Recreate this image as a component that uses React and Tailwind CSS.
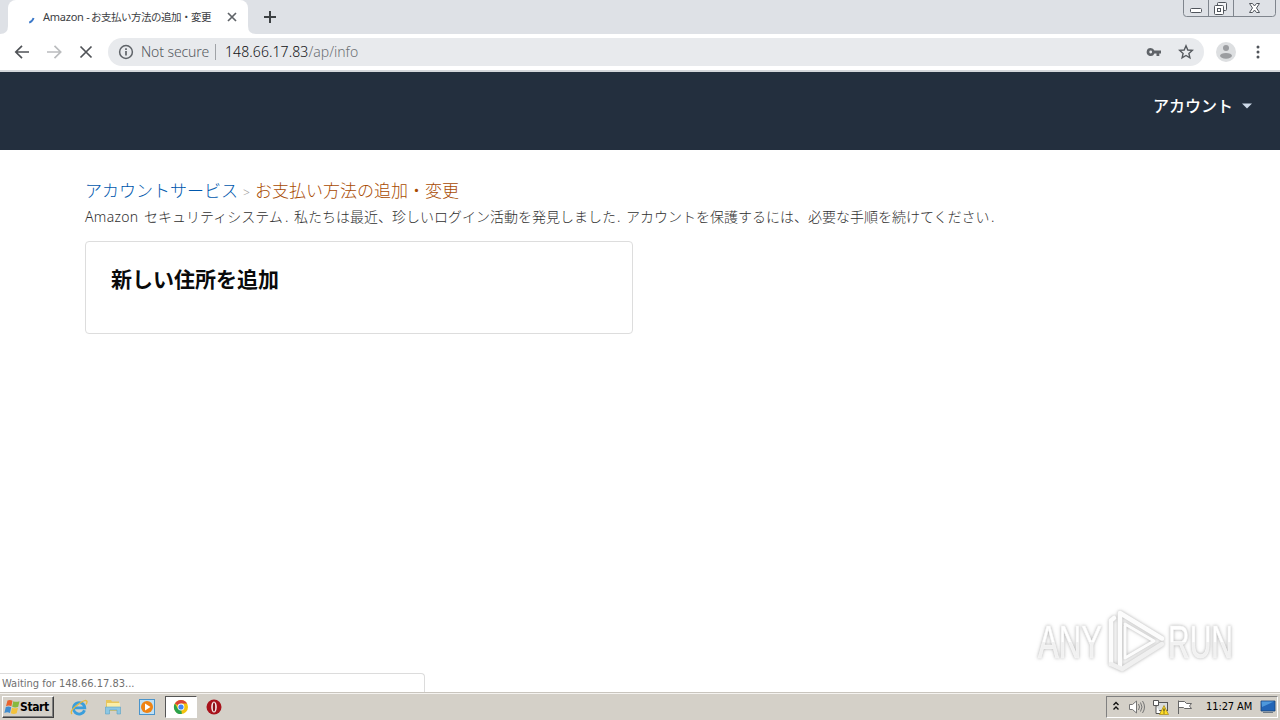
import React from "react";

const UI = "font-['DejaVu_Sans_Condensed','DejaVu_Sans','Noto_Sans_CJK_JP',sans-serif]";
const WEB = "font-['Noto_Sans','Noto_Sans_CJK_JP',sans-serif]";
const JP = "font-['Noto_Sans_CJK_JP',sans-serif]";

function TabStrip() {
  return (
    <div className="flex h-[34px] shrink-0 items-start justify-between bg-[#dee1e6]">
      <div className="flex h-full">
        <svg width="8" height="34" className="shrink-0"><path d="M0 34Q8 34 8 26V34Z" fill="#fff" /></svg>
        <div className="flex h-full w-[240px] items-center rounded-t-lg bg-white">
          <svg width="8" height="8" viewBox="0 0 8 8" className="ml-[20px] mt-[5px] shrink-0">
            <path d="M1.200 6.600Q4.400 5.600 5.600 2" fill="none" stroke="#3b78c9" strokeWidth="1.900" />
          </svg>
          <div className={`${WEB} ml-[7px] flex w-[178px] whitespace-nowrap text-[11px] leading-[14px] text-[#3c4043]`}>
            <span className="w-[48px] shrink-0 tracking-[-0.25px]">Amazon -</span>
            <span className={`${JP} text-[10.5px] tracking-[-0.5px]`}>お支払い方法の追加・変更</span>
          </div>
          <svg width="12" height="12" viewBox="0 0 12 12" className="ml-[5px] shrink-0">
            <path d="M2 2L10 10M10 2L2 10" stroke="#5f6368" strokeWidth="1.700" />
          </svg>
        </div>
        <svg width="8" height="34" className="shrink-0"><path d="M8 34Q0 34 0 26V34Z" fill="#fff" /></svg>
        <svg width="14" height="14" viewBox="0 0 14 14" className="ml-[7px] mt-[10px]">
          <path d="M7 1V13M1 7H13" stroke="#3c4043" strokeWidth="2" />
        </svg>
      </div>
      <svg width="94" height="18" viewBox="0 0 94 18" className="mr-[3px]" fill="none">
        <path d="M.5 0V13.5Q.5 16.5 3.5 16.5H89.5Q92.5 16.5 92.5 13.5V0M25.5 0V16M50.5 0V16" stroke="#7f858d" />
        <rect x="7.500" y="8.500" width="11" height="4" rx="1" fill="#fff" stroke="#50555c" />
        <rect x="34.500" y="2.500" width="9" height="8" rx="1" fill="#f3f4f6" stroke="#50555c" />
        <rect x="31.500" y="5.500" width="9" height="9" rx="1" fill="#fff" stroke="#50555c" />
        <rect x="34.500" y="8.500" width="3" height="3" stroke="#50555c" />
        <path d="M66.500 3.500H69.500L71.500 6L73.500 3.500H76.500L73.500 8L76.500 12.500H73.500L71.500 10L69.500 12.500H66.500L69.500 8Z" fill="#fff" stroke="#50555c" />
      </svg>
    </div>
  );
}

function Toolbar() {
  return (
    <div className="flex h-[38px] shrink-0 items-start border-b-2 border-[#d4d7db] bg-white pt-[4px]">
      <svg width="94" height="28" viewBox="0 0 94 28" className="ml-[8px] shrink-0" fill="none" strokeWidth="1.700">
        <path d="M21 14H8.500M14 7.800L7.800 14L14 20.200" stroke="#505357" />
        <path d="M39 14H52M46.500 7.800L52.700 14L46.500 20.200" stroke="#babcbe" />
        <path d="M72.500 8.500L83.500 19.500M83.500 8.500L72.500 19.500" stroke="#505357" />
      </svg>
      <div className={`${WEB} ml-[6px] flex h-[28px] w-[1096px] shrink-0 items-center rounded-full bg-[#e8eaed] text-[14px] leading-[20px]`}>
        <svg width="16" height="16" viewBox="0 0 16 16" className="ml-[10px] shrink-0" fill="none">
          <circle cx="8" cy="8" r="6.400" stroke="#5f6368" strokeWidth="1.500" />
          <path d="M8 7V11.600M8 4.300V5.900" stroke="#5f6368" strokeWidth="1.700" />
        </svg>
        <span className="ml-[7px] w-[74px] shrink-0 whitespace-nowrap font-light tracking-[-0.1px] text-[#55595e]">Not secure</span>
        <span className="h-[16px] w-px shrink-0 bg-[#a0a3a7]" />
        <span className="ml-[9px] whitespace-nowrap font-light text-[#6d7175]"><span className="tracking-[0.1px] text-[#101114]">148.66.17.83</span>/ap/info</span>
        <div className="ml-auto mr-[10px] flex items-center gap-[14px]">
          <svg width="18" height="16" viewBox="0 0 18 16">
            <path fillRule="evenodd" d="M4.700 4A4 4 0 1 0 8.400 9.400H10.500V12H13.300V9.400H15V6.600H8.400A4 4 0 0 0 4.700 4ZM4.700 6.600A1.400 1.400 0 1 1 4.700 9.400A1.400 1.400 0 0 1 4.700 6.600Z" fill="#5f6368" />
          </svg>
          <svg width="16" height="16" viewBox="0 0 16 16" fill="none">
            <path d="M8 1.800L9.800 6L14.300 6.400L10.900 9.400L11.900 13.800L8 11.500L4.100 13.800L5.100 9.400L1.700 6.400L6.200 6Z" stroke="#55595e" strokeWidth="1.400" />
          </svg>
        </div>
      </div>
      <svg width="20" height="20" viewBox="0 0 20 20" className="ml-[12px] mt-[4px] shrink-0">
        <circle cx="10" cy="10" r="10" fill="#dddfe1" />
        <circle cx="10" cy="6" r="3" fill="#9b9da0" />
        <ellipse cx="10" cy="13.800" rx="6" ry="2.900" fill="#9b9da0" />
      </svg>
      <svg width="4" height="16" viewBox="0 0 4 16" className="ml-[20px] mt-[6px]" fill="#50545a">
        <circle cx="2" cy="3" r="1.500" /><circle cx="2" cy="8" r="1.500" /><circle cx="2" cy="13" r="1.500" />
      </svg>
    </div>
  );
}

function Watermark() {
  return (
    <svg width="208" height="76" viewBox="0 0 208 76" className="absolute bottom-[12px] right-[40px] [filter:drop-shadow(0_0_1.500px_rgba(0,0,0,0.22))_drop-shadow(0_0_2px_rgba(0,0,0,0.12))]">
      <defs>
        <linearGradient id="fade" x1="0" y1="0" x2="0" y2="1">
          <stop offset="0.5" stopColor="#ffffff" />
          <stop offset="0.52" stopColor="#f1f1f1" />
        </linearGradient>
      </defs>
      <g fontFamily="'Liberation Sans Narrow','Liberation Sans',sans-serif" fontSize="47" fill="url(#fade)" stroke="#f7f7f7" strokeWidth="0.7">
        <text x="6" y="54" textLength="64" lengthAdjust="spacingAndGlyphs">ANY</text>
        <text x="136" y="54" textLength="65" lengthAdjust="spacingAndGlyphs">RUN</text>
      </g>
      <g fill="none" stroke="#fcfcfc" strokeWidth="4.500" strokeLinejoin="round" strokeLinecap="round">
        <path d="M79 60V16.500L82 14" />
        <path d="M88 62V9L130 34.500" />
        <path d="M93 22V54L122 37L93 20" strokeWidth="3" />
        <path d="M79 60L90 65L130 40" stroke="#f0f0f0" />
      </g>
    </svg>
  );
}

function Page() {
  return (
    <main className="relative flex min-h-0 flex-1 flex-col bg-white">
      <header className="flex h-[78px] shrink-0 justify-end bg-[#232f3e] pr-[28px] pt-[21px]">
        <div className="flex h-[24px] items-center gap-[9px]">
          <span className={`${JP} text-[16px] font-medium leading-[24px] text-white`}>アカウント</span>
          <svg width="10" height="6" viewBox="0 0 10 6" className="mt-px"><path d="M0 .5H10L5 5.500Z" fill="#cdd9e8" /></svg>
        </div>
      </header>
      <div className="flex flex-col px-[85px] pt-[27px]">
        <div className={`${JP} flex h-[27px] items-start whitespace-nowrap text-[17px] font-light leading-[26px]`}>
          <a className="w-[153px] text-[#0058ad]">アカウントサービス</a>
          <span className={`${WEB} w-[17px] pt-[3px] text-center text-[12px] text-[#a0a0a0]`}>&gt;</span>
          <span className="text-[#a84a00]">お支払い方法の追加・変更</span>
        </div>
        <p className={`${WEB} flex h-[24px] whitespace-nowrap text-[14px] font-light leading-[25px] text-[#303030]`}>
          <span className="w-[59px] tracking-[0.3px]">Amazon</span>
          <span className={`${JP} w-[141px]`}>セキュリティシステム</span>
          <span className="w-[9px]">.</span>
          <span className={`${JP} w-[323px]`}>私たちは最近、珍しいログイン活動を発見しました</span>
          <span className="w-[9px]">.</span>
          <span className={`${JP} w-[365px]`}>アカウントを保護するには、必要な手順を続けてください</span>
          <span>.</span>
        </p>
        <section className="mt-[13px] h-[93px] w-[548px] rounded-[4px] border border-[#dddddd] bg-white px-[25px] pt-[20px]">
          <h1 className={`${JP} text-[21px] font-bold leading-[32px] text-[#0a0a0a]`}>新しい住所を追加</h1>
        </section>
      </div>
      <Watermark />
      <div className={`${UI} absolute bottom-0 left-0 h-[19px] w-[425px] rounded-tr-[4px] border-r border-t border-[#dcdcdc] bg-white pl-[2px] text-[11px] leading-[19px] text-[#707070]`}>
        Waiting for 148.66.17.83...
      </div>
    </main>
  );
}

function QuickLaunch() {
  return (
    <div className="flex items-center">
      <svg width="18" height="18" viewBox="0 0 18 18" className="ml-[16px]" fill="none">
        <path d="M14.500 12.200A5.700 5.700 0 1 1 14.800 9.800H5" stroke="#3a9edc" strokeWidth="2.800" />
        <path d="M2 16Q-1 13 8 6.500Q16 .5 17 3.500Q17.200 4.600 16 6.500" stroke="#e6b93c" strokeWidth="1.300" />
      </svg>
      <svg width="18" height="18" viewBox="0 0 18 18" className="ml-[16px]">
        <path d="M2 2H7L8 3.500H15V13H2Z" fill="#e8c65c" />
        <path d="M3 5H16V10H3Z" fill="#fbeea8" />
        <path d="M1.500 9H16.500V16H13V12H5.500V16H1.500Z" fill="#8cc7e4" stroke="#5aa2c6" strokeWidth=".6" />
      </svg>
      <svg width="18" height="18" viewBox="0 0 18 18" className="ml-[16px]">
        <rect x="1.500" y="1.500" width="15" height="15" fill="#bfe0f5" stroke="#4a94cb" />
        <circle cx="9" cy="9" r="6" fill="#ef8313" />
        <path d="M7 5.500L12.500 9L7 12.500Z" fill="#fff" />
      </svg>
      <div className="ml-[9px] flex h-[22px] w-[32px] items-center justify-center border border-b-white border-l-[#555] border-r-white border-t-[#555] bg-white">
        <svg width="16" height="16" viewBox="0 0 16 16">
          <circle cx="8" cy="8" r="7" fill="#f4c20d" />
          <path d="M8 8L1.900 4.500A7 7 0 0 1 14.100 4.500H8Z" fill="#db4437" />
          <path d="M8 8L8.800 15A7 7 0 0 1 1.900 4.500L5 10Z" fill="#2ba24c" />
          <circle cx="8" cy="8" r="3.400" fill="#fff" /><circle cx="8" cy="8" r="2.600" fill="#4285f4" />
        </svg>
      </div>
      <svg width="16" height="16" viewBox="0 0 16 16" className="ml-[9px]">
        <circle cx="8" cy="8" r="7.500" fill="#a8121b" />
        <ellipse cx="8" cy="8" rx="2.800" ry="5.500" fill="#f7eeee" />
        <ellipse cx="8" cy="8" rx="1.200" ry="4.600" fill="#8b1118" />
      </svg>
    </div>
  );
}

function Tray() {
  return (
    <div className="mr-[2px] flex h-[22px] w-[172px] items-center border border-b-white border-l-[#808080] border-r-white border-t-[#808080]">
      <svg width="8" height="12" viewBox="0 0 8 12" className="mb-[2px] ml-[5px]" fill="none" stroke="#111" strokeWidth="1.400">
        <path d="M1.500 5L4 2.500L6.500 5M1.500 9.500L4 7L6.500 9.500" />
      </svg>
      <svg width="18" height="16" viewBox="0 0 18 16" className="ml-[8px]" fill="none" stroke="#757575">
        <path d="M1.500 5.500H4.500L8.500 2V14L4.500 10.500H1.500Z" fill="#fff" />
        <path d="M10.500 5Q12.500 8 10.500 11M12.500 3.500Q15.500 8 12.500 12.500M14.500 2Q18.500 8 14.500 14" />
      </svg>
      <svg width="18" height="18" viewBox="0 0 18 18" className="ml-[6px]">
        <rect x="4.500" y="4.500" width="11" height="8" fill="#d9dcdc" stroke="#555" />
        <path d="M1.500 2.500H6.500V7.500H1.500ZM4 7.500V15.500H9" fill="#fff" stroke="#555" />
        <path d="M12 7.500L16.500 16.500H7.500Z" fill="#ffdc24" stroke="#a58712" strokeWidth=".7" />
        <path d="M12 10.500V13.500M12 14.500V15.500" stroke="#222" />
      </svg>
      <svg width="18" height="16" viewBox="0 0 18 16" className="ml-[6px]" fill="#fff" stroke="#666">
        <path d="M2.500 1.500V15M2.500 2.500H8.500L10.500 4.500H15.500L13.500 7L15.500 9.500H8.500L7.500 8.500H2.500Z" />
      </svg>
      <span className={`${UI} ml-[12px] w-[50px] shrink-0 whitespace-nowrap text-[11px] leading-[20px] tracking-[-0.1px] text-black`}>11:27 AM</span>
      <svg width="16" height="14" viewBox="0 0 16 14" className="ml-[4px] shrink-0">
        <path d="M1 1H15V11H1Z" fill="#2365b7" stroke="#174177" strokeWidth=".8" />
        <path d="M1.500 1.500H14L2 7Z" fill="#4e98dc" /><path d="M3 12.500H13" stroke="#707b86" />
      </svg>
    </div>
  );
}

function Taskbar() {
  return (
    <div className="flex h-[28px] shrink-0 items-center justify-between border-t border-[#c9c5be] bg-[#d4d0c8] pt-px shadow-[inset_0_1px_0_#f5f3f0]">
      <div className="flex items-center">
        <button className={`${UI} ml-[2px] flex h-[22px] w-[52px] items-center border border-b-[#404040] border-l-white border-r-[#404040] border-t-white pl-px text-[12px] font-bold text-black shadow-[inset_-1px_-1px_0_#808080]`}>
          <svg width="16" height="16" viewBox="0 0 16 16" className="shrink-0">
            <path d="M3.500 1.500Q6 .2 8.500 1.800L7.400 7.300Q4.900 6 2 7.200Z" fill="#e9622c" />
            <path d="M9.300 2.200Q12 3.500 15.500 2.200L14.200 7.800Q11 9 8.200 7.700Z" fill="#87b93e" />
            <path d="M1.800 8.100Q4.600 6.900 7.200 8.300L6 14Q3.400 12.600 .4 13.900Z" fill="#3f8ccf" />
            <path d="M8 8.700Q10.900 10 14 8.700L12.700 14.300Q9.700 15.500 6.800 14.300Z" fill="#f3c23c" />
          </svg>
          <span className="tracking-[-0.4px]">Start</span>
        </button>
        <QuickLaunch />
      </div>
      <Tray />
    </div>
  );
}

export default function App() {
  return (
    <div className="flex h-[720px] w-[1280px] flex-col overflow-hidden bg-white">
      <TabStrip />
      <Toolbar />
      <Page />
      <Taskbar />
    </div>
  );
}
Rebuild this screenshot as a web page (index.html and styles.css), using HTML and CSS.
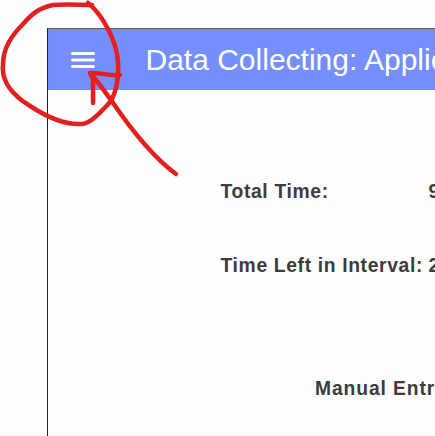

| AIM |
Among the records above, find each line holding the string "React" and pull it out.

| TASK RESPONSE |
Recreate this image as a component that uses React and Tailwind CSS.
import React from "react";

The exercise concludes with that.